Eisenhower knew there was no way the US could help Hungary militarily, and he said as much.  Hungary is a landlocked country, then surrounded by Soviet satellites and Austria, which had declared its permanent neutrality in 1955.  There was no way to get American and/or NATO troops to Hungary without starting a war with the Soviets.  But that was no consolation to the Hungarians.  The Soviets had their Eastern European buffer zone and were in no mood to lose it.  The Chinese Communists pressured the Soviets into not giving in, and so they didn’t.

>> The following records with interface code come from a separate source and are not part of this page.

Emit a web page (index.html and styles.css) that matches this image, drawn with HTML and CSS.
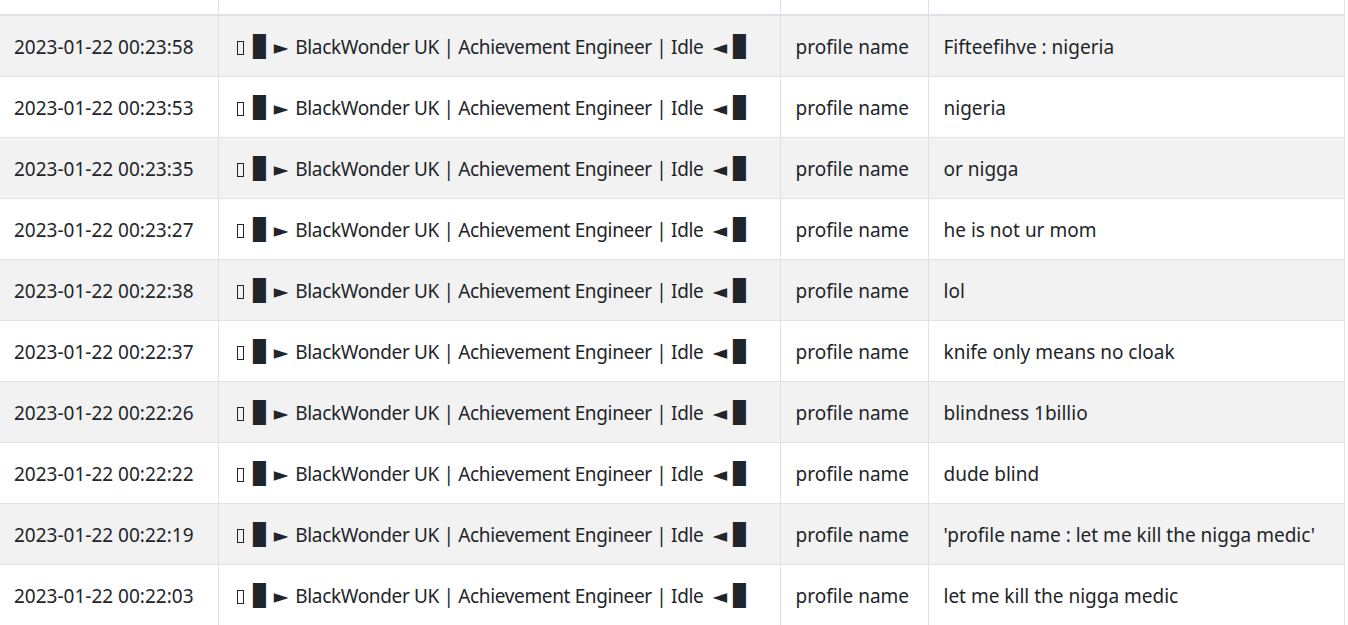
FILE: index.html
```html
<!DOCTYPE html>
<html lang="en">
<head>
    <meta charset="UTF-8">
    <meta name="viewport" content="width=device-width, initial-scale=1.0">
    <title>Chat Log</title>
    <link rel="stylesheet" href="styles.css">
</head>
<body>
    <table class="log-table">
        <colgroup>
            <col class="col-time">
            <col class="col-server">
            <col class="col-name">
            <col class="col-msg">
        </colgroup>
        <thead>
            <tr><th></th><th></th><th></th><th></th></tr>
        </thead>
        <tbody id="logBody"></tbody>
    </table>
    <script>
        const rows = [
            ['2023-01-22 00:23:58', 'Fifteefihve : nigeria'],
            ['2023-01-22 00:23:53', 'nigeria'],
            ['2023-01-22 00:23:35', 'or nigga'],
            ['2023-01-22 00:23:27', 'he is not ur mom'],
            ['2023-01-22 00:22:38', 'lol'],
            ['2023-01-22 00:22:37', 'knife only means no cloak'],
            ['2023-01-22 00:22:26', 'blindness 1billio'],
            ['2023-01-22 00:22:22', 'dude blind'],
            ['2023-01-22 00:22:19', "'profile name : let me kill the nigga medic'"],
            ['2023-01-22 00:22:03', 'let me kill the nigga medic']
        ];
        const body = document.getElementById('logBody');
        rows.forEach(row => {
            const tr = document.createElement('tr');
            tr.innerHTML = `
                <td>${row[0]}</td>
                <td><span class="tofu"></span><span class="block">█</span><span class="arrow">►</span><span class="server">BlackWonder UK | Achievement Engineer | Idle</span><span class="arrow">◄</span><span class="block">█</span></td>
                <td>profile name</td>
                <td>${row[1]}</td>`;
            body.appendChild(tr);
        });
    </script>
</body>
</html>
```

FILE: styles.css
```css
body {
    margin: 0;
    font-family: 'Noto Sans', 'Open Sans', sans-serif;
    font-size: 19px;
    color: #212529;
    background: #fff;
    overflow: hidden;
}
.log-table {
    border-collapse: collapse;
    table-layout: fixed;
    width: 1344px;
}
.col-time { width: 218px; }
.col-server { width: 562px; }
.col-name { width: 148px; }
.col-msg { width: 416px; }
.log-table th {
    height: 14px;
    padding: 0;
    border-right: 1px solid #dee2e6;
    border-bottom: 2px solid #dee2e6;
}
.log-table td {
    height: 30px;
    padding: 16px 15px 14px;
    line-height: 30px;
    white-space: nowrap;
    border-right: 1px solid #dee2e6;
    border-bottom: 1px solid #dee2e6;
}
.log-table td:first-child {
    padding-left: 14px;
}
.log-table tbody tr:nth-child(odd) {
    background-color: #f2f2f2;
}
.tofu {
    display: inline-block;
    width: 5.5px;
    height: 12px;
    border: 1.5px solid #212529;
    vertical-align: -1px;
    margin: 0 9px 0 3px;
}
.block {
    font-family: 'DejaVu Sans Mono', monospace;
    font-size: 21px;
    line-height: 0;
}
.arrow {
    font-family: 'DejaVu Sans', sans-serif;
    font-size: 19px;
    line-height: 0;
    margin-left: 8px;
}
.server {
    letter-spacing: -0.35px;
    margin: 0 1px 0 7px;
}
.arrow + .block {
    margin-left: 6px;
}
```
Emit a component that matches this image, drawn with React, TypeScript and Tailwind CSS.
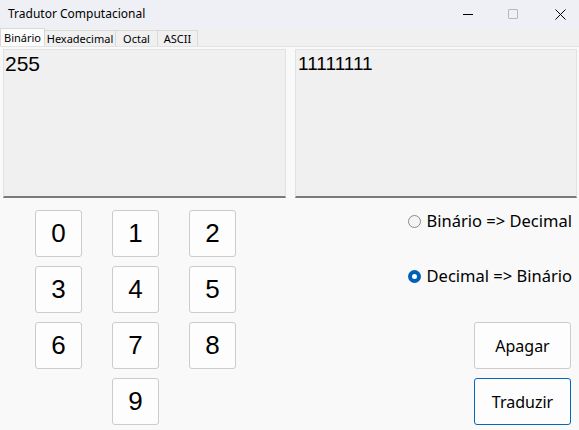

The Hungarian Revolution of 1956 was not the United States’ finest hour.  It was here that policymakers were given a heavy dose of reality, that words alone can’t change the behavior of brutal regimes.  They were also taught [I’m not sure the lesson was ‘learned’] that words have consequences.  To raise expectations of a captive people and not follow up the rhetoric with action is a very quick way to lose credibility in the eyes of those captive peoples.  The Cold War continued until the Soviet Union dissolved in 1991.  Hungary was stuck with János Kádár until 1988.  On the 31st anniversary of his execution, Imre Nagy was given a hero’s burial in a ceremony attended by more than 100,000 people.  Later that year, the People’s Republic of Hungary ceased to exist, replaced by the Republic of Hungary.  As fate would have it, this momentous occasion happened on October 23, 1989 – the 33rd anniversary of the Hungarian Revolution.